QQCCMMVVGGTT
305 日華事変の際に何故中華民国は日本に宣戦布告しなかったのでしょうか?宣戦布告すれば日本は石油をはじめ戦略物資を輸入できなくなり戦争継続が困難になったと思うのですが。
Alphabeta

  1. それは中国にとっても同じです。
    逆に宣戦布告がなかったからこそ、中国はあれだけの援助を受けられたのです。
    勝井

  2. 宣戦布告をすると、中華民国の戦争継続が日本以上に困難になるからです。

    戦争が始まれば、中立国は交戦国に対する軍事援助や武器売却が出来なくなります。ということは、アメリカやイギリスが中立(日本に宣戦布告をしていない)状態で中国が日本に宣戦布告すれば、中国は英米その他の国から近代的兵器を買えないのに、日本は自国で生産出来るわけですから、中国が圧倒的に不利です。

    それから中国はアメリカからの援助も受けにくくなります。
    軍事援助は当然なくなります。
    経済的援助も、交戦国の一方への経済援助は中立違反ではないかという議論がアメリカ議会で持ち上がるでしょう。

    石油には軍需品も民生品もあります。アメリカの石油会社が「民生用の石油」を日本に売る分には中立違反にはなりません。
    汎用品の軍需民需の区別は曖昧な点が多いですから、中国艦艇が日本近海でアメリカのタンカーを臨検し「軍用石油」を積載しているといって片っ端から拿捕することは理論的には可能です。ただし、現実には日本の軍艦が中国に向かうタンカーを拿捕するチャンスの方がずっと多いでしょう。

    カンタニャック

  3. 逆に日本が宣戦布告しなかった理由は、石油に尽きるといっていいでしょうか?
    勝井

  4.  今学校なんで、手元に資料がないのですが、戦前の日本における対米輸入依存度は非常に高いんで、油も大きな要因でしょうが、それだけではないと思います。例えば、戦車用ディーゼルのクランク軸なんかはアメリカからの輸入品であったはずです。他にも屑鉄とかありますね。
    tomo

  5. 勝井さんのおっしゃる通り石油輸入に対する不安がもっとも重要でしょうが、tomoさんのおっしゃる屑鉄、機械部品、それから工作機械などの輸入も考慮されているでしょう。
    また、陸軍には宣戦布告すると交戦法規が適用され戦争がやりにくくなるという考えもあったようです(日本も中国も交戦法規を遵守するという声明をだしていますが、国際法規と政府の一方的声明ではその重みに大差があります)。

    ところで、>2ですが、家で国際法の本を見たら大分いい加減なことを書いているのに気づきましたので、補足・訂正いたします。
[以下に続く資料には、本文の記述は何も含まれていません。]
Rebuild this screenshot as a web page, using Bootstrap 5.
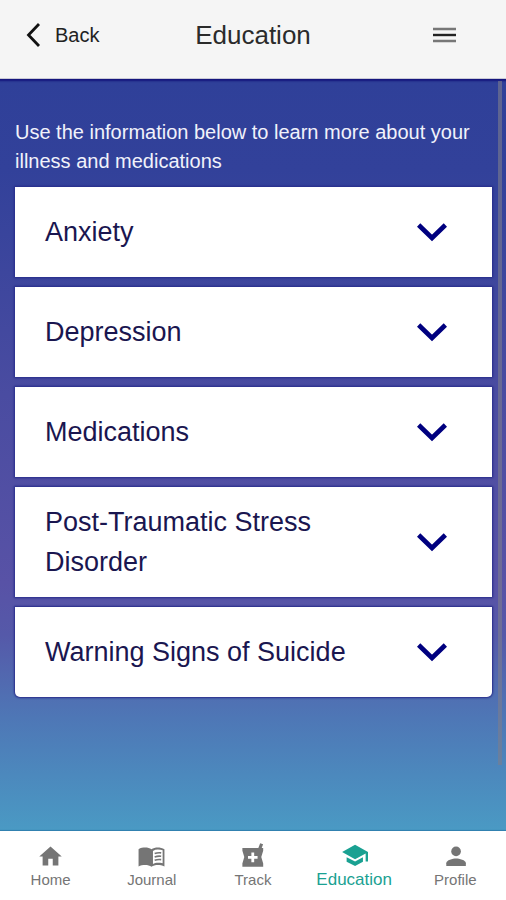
<!DOCTYPE html>
<html lang="en">
<head>
<meta charset="utf-8">
<meta name="viewport" content="width=device-width, initial-scale=1">
<title>Education</title>
<link href="https://cdn.jsdelivr.net/npm/bootstrap@5.3.0/dist/css/bootstrap.min.css" rel="stylesheet">
<style>
  body { font-family: "Liberation Sans", Arial, sans-serif; background: #fff; }
  .top-bar { height: 79px; padding: 0 24px 8px; background: #f5f5f5; border-bottom: 1px solid #c9c9d6; }
  .top-bar > * { flex: 1 1 0; }
  .top-bar .btn { color: #222; font-size: 20px; line-height: 28px; }
  .top-bar .menu-btn { margin-right: 26px; }
  .top-bar h1 { font-size: 26px; line-height: 32px; color: #2b2b2b; }
  .content-area {
    padding: 39px 14px 38px 15px;
    background: linear-gradient(180deg, #2f4099 0%, #32419a 12%, #4a4ca1 42%, #5852a6 67%, #5559a9 74%, #4e77b6 85%, #4a9ac4 100%);
    box-shadow: inset 0 4px 2px -2px #14147c, inset 0 -3px 1px -2px #2f7fae;
  }
  .intro { font-size: 20px; line-height: 29px; margin-bottom: 11px; color: #f1f2fb; }
  .topics { gap: 10px; }
  .topic { min-height: 90px; padding: 15px 45px 15px 30px; background: #fff; box-shadow: 0 0 2px 1px #262b8a; color: #1a1650; font-size: 27px; line-height: 40px; }
  .topics li:last-child .topic { border-radius: 0 0 5px 5px; }
  .topic:hover { color: #00007f; }
  .scroll-thumb { right: 4px; top: 2px; bottom: 66px; width: 4px; background: rgba(125, 125, 140, .6); }
  .tab-bar { min-height: 69px; padding-top: 12px; }
  .tab-link { color: #757575; font-size: 15px; line-height: 19px; }
  .tab-link.active { color: #1aa192; font-size: 17px; }
  .tab-link svg { height: 27px; width: 27px; }
</style>
</head>
<body class="d-flex flex-column min-vh-100">
<header class="top-bar d-flex align-items-center">
  <div>
    <button type="button" class="btn border-0 p-0 d-flex align-items-center">
      <svg class="me-2" width="23" height="26" viewBox="0 0 23 26" fill="none" stroke="#111" stroke-width="2.8" aria-hidden="true"><path d="M15 2 4.500 13 15 24"/></svg>
      Back
    </button>
  </div>
  <h1 class="m-0 fw-normal text-center">Education</h1>
  <div class="d-flex justify-content-end">
    <button type="button" class="menu-btn btn border-0 p-0" aria-label="Menu">
      <svg class="d-block" width="23" height="18" viewBox="0 0 23 18" aria-hidden="true"><path d="M0 1.700h23v2.600H0zM0 13.700h23v2.600H0z" fill="#777"/><path d="M0 7.800h23v2.400H0z" fill="#222"/></svg>
    </button>
  </div>
</header>

<main class="content-area flex-grow-1 position-relative">
  <p class="intro">Use the information below to learn more about your illness and medications</p>
  <ul class="topics list-unstyled d-flex flex-column mb-0">
    <li><button type="button" class="topic btn border-0 rounded-0 w-100 d-flex align-items-center justify-content-between gap-3 text-start">Anxiety <svg class="flex-shrink-0" width="30" height="20" viewBox="0 0 30 20" fill="none" stroke="#00007f" stroke-width="4.800" aria-hidden="true"><path d="M1.600 3 15 16 28.400 3"/></svg></button></li>
    <li><button type="button" class="topic btn border-0 rounded-0 w-100 d-flex align-items-center justify-content-between gap-3 text-start">Depression <svg class="flex-shrink-0" width="30" height="20" viewBox="0 0 30 20" fill="none" stroke="#00007f" stroke-width="4.800" aria-hidden="true"><path d="M1.600 3 15 16 28.400 3"/></svg></button></li>
    <li><button type="button" class="topic btn border-0 rounded-0 w-100 d-flex align-items-center justify-content-between gap-3 text-start">Medications <svg class="flex-shrink-0" width="30" height="20" viewBox="0 0 30 20" fill="none" stroke="#00007f" stroke-width="4.800" aria-hidden="true"><path d="M1.600 3 15 16 28.400 3"/></svg></button></li>
    <li><button type="button" class="topic btn border-0 rounded-0 w-100 d-flex align-items-center justify-content-between gap-3 text-start">Post-Traumatic Stress Disorder <svg class="flex-shrink-0" width="30" height="20" viewBox="0 0 30 20" fill="none" stroke="#00007f" stroke-width="4.800" aria-hidden="true"><path d="M1.600 3 15 16 28.400 3"/></svg></button></li>
    <li><button type="button" class="topic btn border-0 w-100 d-flex align-items-center justify-content-between gap-3 text-start">Warning Signs of Suicide <svg class="flex-shrink-0" width="30" height="20" viewBox="0 0 30 20" fill="none" stroke="#00007f" stroke-width="4.800" aria-hidden="true"><path d="M1.600 3 15 16 28.400 3"/></svg></button></li>
  </ul>
  <div class="scroll-thumb position-absolute" aria-hidden="true"></div>
</main>

<nav class="tab-bar row row-cols-5 g-0 bg-white text-center" aria-label="Main">
  <a href="#home" class="tab-link col text-decoration-none d-flex flex-column align-items-center">
    <svg viewBox="0 0 24 24" fill="currentColor" aria-hidden="true"><path d="M10 20v-6h4v6h5v-8h3L12 3 2 12h3v8z"/></svg>
    Home
  </a>
  <a href="#journal" class="tab-link col text-decoration-none d-flex flex-column align-items-center">
    <svg viewBox="0 0 24 24" fill="currentColor" aria-hidden="true"><path fill-rule="evenodd" d="M12 5.500C10.500 4.400 8.500 4 6.500 4S2.200 4.300.5 5.500v15.300C2 19.900 4.500 19.500 6.500 19.500s4 .4 5.500 1.500c1.500-1.100 3.500-1.500 5.500-1.500s4 .3 6 1.300V5.500C21.800 4.400 19.500 4 17.500 4s-4 .4-5.500 1.500zM13.300 7c1.300-.8 2.800-1.200 4.400-1.200 1.500 0 3 .2 4.200.7v11.600c-1.400-.4-2.800-.5-4.200-.5-1.600 0-3.200.4-4.400 1.100z"/><path fill="none" stroke="currentColor" stroke-width="1.500" d="M14.800 9.400c1.900-.7 3.800-.9 5.800-.6M14.800 12.400c1.900-.7 3.800-.9 5.800-.6M14.800 15.400c1.900-.7 3.800-.9 5.800-.6"/></svg>
    Journal
  </a>
  <a href="#track" class="tab-link col text-decoration-none d-flex flex-column align-items-center">
    <svg viewBox="0 0 24 24" fill="currentColor" aria-hidden="true"><path fill-rule="evenodd" d="M21.500 4.500h-1.300l1.200-3.400-2.600-.9-1.600 4.300H3v2.300l1.700 5.700L3 18.200V21h18.500v-2.800l-1.700-5.700 1.700-5.700zM16.500 14h-3v3h-2.500v-3H8v-2.500h3v-3h2.500v3h3z"/></svg>
    Track
  </a>
  <a href="#education" class="tab-link active col text-decoration-none d-flex flex-column align-items-center" aria-current="page">
    <svg viewBox="0 0 24 24" fill="currentColor" aria-hidden="true"><path d="M5 12.700v4l7.500 3.800 7-3.800v-4l-7 3.800zM12.500 1.500 1 8l11.500 6.500 9.400-5.100v7.100H24V8z"/></svg>
    Education
  </a>
  <a href="#profile" class="tab-link col text-decoration-none d-flex flex-column align-items-center">
    <svg viewBox="0 0 24 24" fill="currentColor" aria-hidden="true"><circle cx="12.500" cy="7.500" r="4.300"/><path d="M12.500 13.800c-2.900 0-8.700 1.400-8.700 4.200v2.500h17.400V18c0-2.800-5.800-4.200-8.700-4.200z"/></svg>
    Profile
  </a>
</nav>
<script src="https://cdn.jsdelivr.net/npm/bootstrap@5.3.0/dist/js/bootstrap.bundle.min.js"></script>
</body>
</html>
    以下の説明は、陸戦に於ける中立国の権利義務に関する条約、海戦に於ける中立国の権利義務に関する条約(いずれも日本も批准)、海戦法規に関するロンドン宣言(未発効ながら第一次大戦時には事実上の基準として適用される。日本も署名したが批准せず)を根拠にしております。
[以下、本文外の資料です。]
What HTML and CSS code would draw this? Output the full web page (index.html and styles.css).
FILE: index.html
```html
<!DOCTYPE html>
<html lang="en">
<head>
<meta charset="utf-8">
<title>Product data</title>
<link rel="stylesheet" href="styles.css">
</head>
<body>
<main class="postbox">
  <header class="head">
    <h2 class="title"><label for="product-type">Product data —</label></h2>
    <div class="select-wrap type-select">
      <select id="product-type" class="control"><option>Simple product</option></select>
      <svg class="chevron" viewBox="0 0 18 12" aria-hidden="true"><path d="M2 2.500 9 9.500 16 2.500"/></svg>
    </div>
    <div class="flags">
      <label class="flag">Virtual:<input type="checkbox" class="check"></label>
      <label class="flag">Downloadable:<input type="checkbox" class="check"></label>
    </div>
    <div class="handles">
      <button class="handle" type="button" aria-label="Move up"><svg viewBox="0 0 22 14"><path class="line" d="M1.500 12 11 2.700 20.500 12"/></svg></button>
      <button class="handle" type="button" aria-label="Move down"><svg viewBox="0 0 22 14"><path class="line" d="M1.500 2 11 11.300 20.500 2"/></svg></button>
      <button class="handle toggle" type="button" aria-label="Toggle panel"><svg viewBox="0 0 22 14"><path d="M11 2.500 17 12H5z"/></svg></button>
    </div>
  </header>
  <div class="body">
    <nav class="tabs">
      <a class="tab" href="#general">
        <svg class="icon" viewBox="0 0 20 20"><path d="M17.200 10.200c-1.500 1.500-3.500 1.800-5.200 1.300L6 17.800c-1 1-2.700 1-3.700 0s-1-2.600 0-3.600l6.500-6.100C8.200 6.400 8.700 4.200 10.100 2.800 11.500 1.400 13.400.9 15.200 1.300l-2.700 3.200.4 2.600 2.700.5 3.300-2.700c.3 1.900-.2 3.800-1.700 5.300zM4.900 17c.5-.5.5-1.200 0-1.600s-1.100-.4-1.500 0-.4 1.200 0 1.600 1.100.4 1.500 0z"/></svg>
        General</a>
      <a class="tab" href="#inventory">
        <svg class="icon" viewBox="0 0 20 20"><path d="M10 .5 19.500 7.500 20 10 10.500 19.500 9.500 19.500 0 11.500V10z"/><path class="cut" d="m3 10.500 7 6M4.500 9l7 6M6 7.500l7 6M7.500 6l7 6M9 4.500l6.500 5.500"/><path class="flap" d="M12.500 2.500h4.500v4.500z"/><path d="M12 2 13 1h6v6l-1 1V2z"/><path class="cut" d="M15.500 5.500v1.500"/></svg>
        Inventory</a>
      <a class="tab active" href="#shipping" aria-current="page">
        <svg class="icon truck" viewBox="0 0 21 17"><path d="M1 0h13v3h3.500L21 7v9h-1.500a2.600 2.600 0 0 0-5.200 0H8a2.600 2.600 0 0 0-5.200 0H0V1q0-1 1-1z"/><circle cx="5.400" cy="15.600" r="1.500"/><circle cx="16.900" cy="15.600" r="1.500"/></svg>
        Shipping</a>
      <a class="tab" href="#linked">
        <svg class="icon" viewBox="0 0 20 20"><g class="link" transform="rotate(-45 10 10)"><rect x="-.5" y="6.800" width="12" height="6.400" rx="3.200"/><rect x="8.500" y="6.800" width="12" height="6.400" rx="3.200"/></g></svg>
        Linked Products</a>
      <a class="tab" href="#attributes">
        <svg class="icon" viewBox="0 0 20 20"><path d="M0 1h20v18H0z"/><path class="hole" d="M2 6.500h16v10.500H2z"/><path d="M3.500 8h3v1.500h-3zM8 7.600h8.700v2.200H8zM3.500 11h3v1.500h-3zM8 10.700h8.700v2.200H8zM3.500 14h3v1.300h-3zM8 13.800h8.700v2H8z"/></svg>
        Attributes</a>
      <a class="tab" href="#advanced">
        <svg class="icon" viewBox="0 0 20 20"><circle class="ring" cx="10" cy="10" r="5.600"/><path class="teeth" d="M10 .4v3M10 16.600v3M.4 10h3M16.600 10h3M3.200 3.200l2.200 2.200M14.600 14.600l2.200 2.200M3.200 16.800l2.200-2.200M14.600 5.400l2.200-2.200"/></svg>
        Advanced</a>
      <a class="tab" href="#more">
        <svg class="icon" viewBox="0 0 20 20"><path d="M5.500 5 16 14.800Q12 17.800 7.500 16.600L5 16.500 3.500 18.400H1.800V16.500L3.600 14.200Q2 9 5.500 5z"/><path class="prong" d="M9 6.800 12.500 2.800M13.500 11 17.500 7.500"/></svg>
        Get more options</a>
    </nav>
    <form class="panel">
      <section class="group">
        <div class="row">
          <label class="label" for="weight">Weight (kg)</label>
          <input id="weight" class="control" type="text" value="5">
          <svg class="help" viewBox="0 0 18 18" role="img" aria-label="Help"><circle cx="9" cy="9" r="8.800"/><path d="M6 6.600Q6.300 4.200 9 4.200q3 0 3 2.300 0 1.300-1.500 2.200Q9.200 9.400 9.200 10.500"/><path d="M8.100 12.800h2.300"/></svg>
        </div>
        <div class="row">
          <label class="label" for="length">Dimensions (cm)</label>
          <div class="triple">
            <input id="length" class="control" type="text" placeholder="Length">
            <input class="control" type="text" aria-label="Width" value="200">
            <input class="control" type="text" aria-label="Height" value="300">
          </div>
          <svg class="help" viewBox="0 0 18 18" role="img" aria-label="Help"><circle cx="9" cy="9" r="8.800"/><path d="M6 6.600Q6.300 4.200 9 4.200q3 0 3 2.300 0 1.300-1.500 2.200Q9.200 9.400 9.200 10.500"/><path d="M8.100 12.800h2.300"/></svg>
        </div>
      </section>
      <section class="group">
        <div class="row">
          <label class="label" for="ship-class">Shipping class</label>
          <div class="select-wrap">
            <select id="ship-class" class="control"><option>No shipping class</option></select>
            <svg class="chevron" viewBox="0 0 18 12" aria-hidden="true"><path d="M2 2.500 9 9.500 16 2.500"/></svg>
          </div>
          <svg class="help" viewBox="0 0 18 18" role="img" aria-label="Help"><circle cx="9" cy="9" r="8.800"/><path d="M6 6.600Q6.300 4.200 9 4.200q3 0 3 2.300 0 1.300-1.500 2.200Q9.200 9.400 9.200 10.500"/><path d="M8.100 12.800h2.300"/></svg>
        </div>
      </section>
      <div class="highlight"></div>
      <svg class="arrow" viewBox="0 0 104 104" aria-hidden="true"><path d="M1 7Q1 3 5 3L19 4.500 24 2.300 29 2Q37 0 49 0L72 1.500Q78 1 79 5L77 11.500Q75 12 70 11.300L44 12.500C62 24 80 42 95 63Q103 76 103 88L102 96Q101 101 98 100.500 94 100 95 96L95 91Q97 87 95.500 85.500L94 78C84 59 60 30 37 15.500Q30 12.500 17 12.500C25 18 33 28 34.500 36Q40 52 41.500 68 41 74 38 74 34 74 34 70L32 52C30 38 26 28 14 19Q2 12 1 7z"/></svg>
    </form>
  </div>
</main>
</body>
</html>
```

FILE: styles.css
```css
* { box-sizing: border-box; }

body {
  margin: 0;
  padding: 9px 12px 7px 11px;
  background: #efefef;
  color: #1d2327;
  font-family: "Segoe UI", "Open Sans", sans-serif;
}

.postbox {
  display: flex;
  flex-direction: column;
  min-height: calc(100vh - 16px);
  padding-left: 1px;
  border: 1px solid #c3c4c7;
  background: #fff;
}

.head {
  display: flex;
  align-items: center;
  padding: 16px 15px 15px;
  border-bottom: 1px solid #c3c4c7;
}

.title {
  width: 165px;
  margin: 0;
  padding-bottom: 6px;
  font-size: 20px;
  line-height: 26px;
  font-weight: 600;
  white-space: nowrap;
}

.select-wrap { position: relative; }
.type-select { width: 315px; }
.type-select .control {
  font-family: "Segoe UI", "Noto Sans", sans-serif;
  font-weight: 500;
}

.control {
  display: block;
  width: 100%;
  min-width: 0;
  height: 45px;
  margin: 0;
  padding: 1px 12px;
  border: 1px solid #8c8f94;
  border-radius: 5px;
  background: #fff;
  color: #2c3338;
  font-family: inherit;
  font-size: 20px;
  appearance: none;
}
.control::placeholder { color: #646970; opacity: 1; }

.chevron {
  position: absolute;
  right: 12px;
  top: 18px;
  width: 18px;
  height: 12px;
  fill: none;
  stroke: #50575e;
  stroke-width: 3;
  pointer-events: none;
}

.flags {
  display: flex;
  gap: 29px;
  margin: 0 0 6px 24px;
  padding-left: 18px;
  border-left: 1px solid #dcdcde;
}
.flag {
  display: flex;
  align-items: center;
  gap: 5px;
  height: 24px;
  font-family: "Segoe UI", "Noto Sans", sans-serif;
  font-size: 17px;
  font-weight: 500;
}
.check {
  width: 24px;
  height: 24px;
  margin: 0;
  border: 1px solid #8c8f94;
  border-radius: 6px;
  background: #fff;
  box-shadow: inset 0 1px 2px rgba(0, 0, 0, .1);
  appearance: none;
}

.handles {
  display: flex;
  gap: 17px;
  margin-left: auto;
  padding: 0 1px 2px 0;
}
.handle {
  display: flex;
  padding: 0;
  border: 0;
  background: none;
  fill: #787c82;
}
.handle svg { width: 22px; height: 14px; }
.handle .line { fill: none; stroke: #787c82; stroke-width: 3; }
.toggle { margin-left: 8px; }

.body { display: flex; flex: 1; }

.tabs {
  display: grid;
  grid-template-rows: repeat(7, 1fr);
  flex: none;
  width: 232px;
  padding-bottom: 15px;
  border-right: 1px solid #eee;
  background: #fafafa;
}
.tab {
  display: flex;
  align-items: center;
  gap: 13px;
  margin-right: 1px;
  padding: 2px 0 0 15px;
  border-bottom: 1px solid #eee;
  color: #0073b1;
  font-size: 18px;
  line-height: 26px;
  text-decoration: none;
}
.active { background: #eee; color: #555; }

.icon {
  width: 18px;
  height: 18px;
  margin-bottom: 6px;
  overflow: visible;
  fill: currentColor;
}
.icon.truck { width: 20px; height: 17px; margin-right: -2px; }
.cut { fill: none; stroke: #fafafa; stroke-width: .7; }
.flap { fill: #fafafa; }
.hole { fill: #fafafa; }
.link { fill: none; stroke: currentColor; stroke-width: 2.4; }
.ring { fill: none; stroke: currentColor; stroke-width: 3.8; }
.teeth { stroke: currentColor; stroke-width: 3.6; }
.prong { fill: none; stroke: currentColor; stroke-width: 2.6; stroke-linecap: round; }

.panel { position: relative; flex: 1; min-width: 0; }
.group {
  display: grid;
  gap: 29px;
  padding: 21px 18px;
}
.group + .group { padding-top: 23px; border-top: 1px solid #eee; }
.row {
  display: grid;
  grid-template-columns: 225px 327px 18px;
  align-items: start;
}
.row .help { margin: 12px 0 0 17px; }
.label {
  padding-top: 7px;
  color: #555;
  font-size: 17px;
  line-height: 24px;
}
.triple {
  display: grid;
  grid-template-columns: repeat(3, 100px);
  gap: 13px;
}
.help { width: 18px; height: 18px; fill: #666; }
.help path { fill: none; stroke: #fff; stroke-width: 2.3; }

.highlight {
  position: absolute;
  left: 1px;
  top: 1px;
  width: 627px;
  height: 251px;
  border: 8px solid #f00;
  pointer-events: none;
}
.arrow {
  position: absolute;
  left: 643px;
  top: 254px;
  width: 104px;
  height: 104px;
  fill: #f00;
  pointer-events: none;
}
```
    これらの中立法規に従うと、中立国と交戦国の貿易の扱いは次の通りです。

    1)中立国政府は絶対的戦時禁制品(武器・弾薬・馬匹・戦闘用の艦艇・甲鉄版など)を、交戦国に供給してはならない。
    ただし、私人(私企業)の行為については規制しない。
    2)交戦国は、燃料、すべての船舶、鉄道・通信機材など、戦争に使用可能な資材を、相対的戦時禁制品であると宣言できる。
     交戦国は、絶対および相対の戦時禁制品を積載した敵国向け中立国船舶を臨検し、禁制品を捕獲できる。戦時禁制品の捕獲を中立国は受け入れなければならない。
     
     この規定に従うと、宣戦布告があった場合、アメリカ政府は、中国に武器・弾薬を供給することは出来なくなります。
     しかし、アメリカの私企業が中国に兵器を売却することは可能です。また、日本あるいは中国が、石油・兵器製造に使われる工作機械などを戦時禁制品に指定しても、アメリカの私企業が、両国に石油を売ったり、工作機械を売ったりすることは可能です。
     ただし、日中両交戦国は、敵国に向かうアメリカ船舶を臨検し、すべての戦時禁制品、すなわち私企業が敵国に売却した兵器・弾薬などの絶対的禁制品、および石油などなどの相対的禁制品を捕獲できます。

     これだけですと、海上封鎖能力の点で日本が圧倒的に有利です。
     しかし、中立国は中立維持のための国内政策として、自国民の交戦国への禁制品輸出を禁止したり、自国船への禁制品積載を禁止することが可能です。
     日本が恐れたのは、絶対的禁制品の輸入ができなくなることではなく、アメリカが中立維持のためという理由で石油その他の相対的禁制品の対日輸出禁止処置を取ることだったと思います。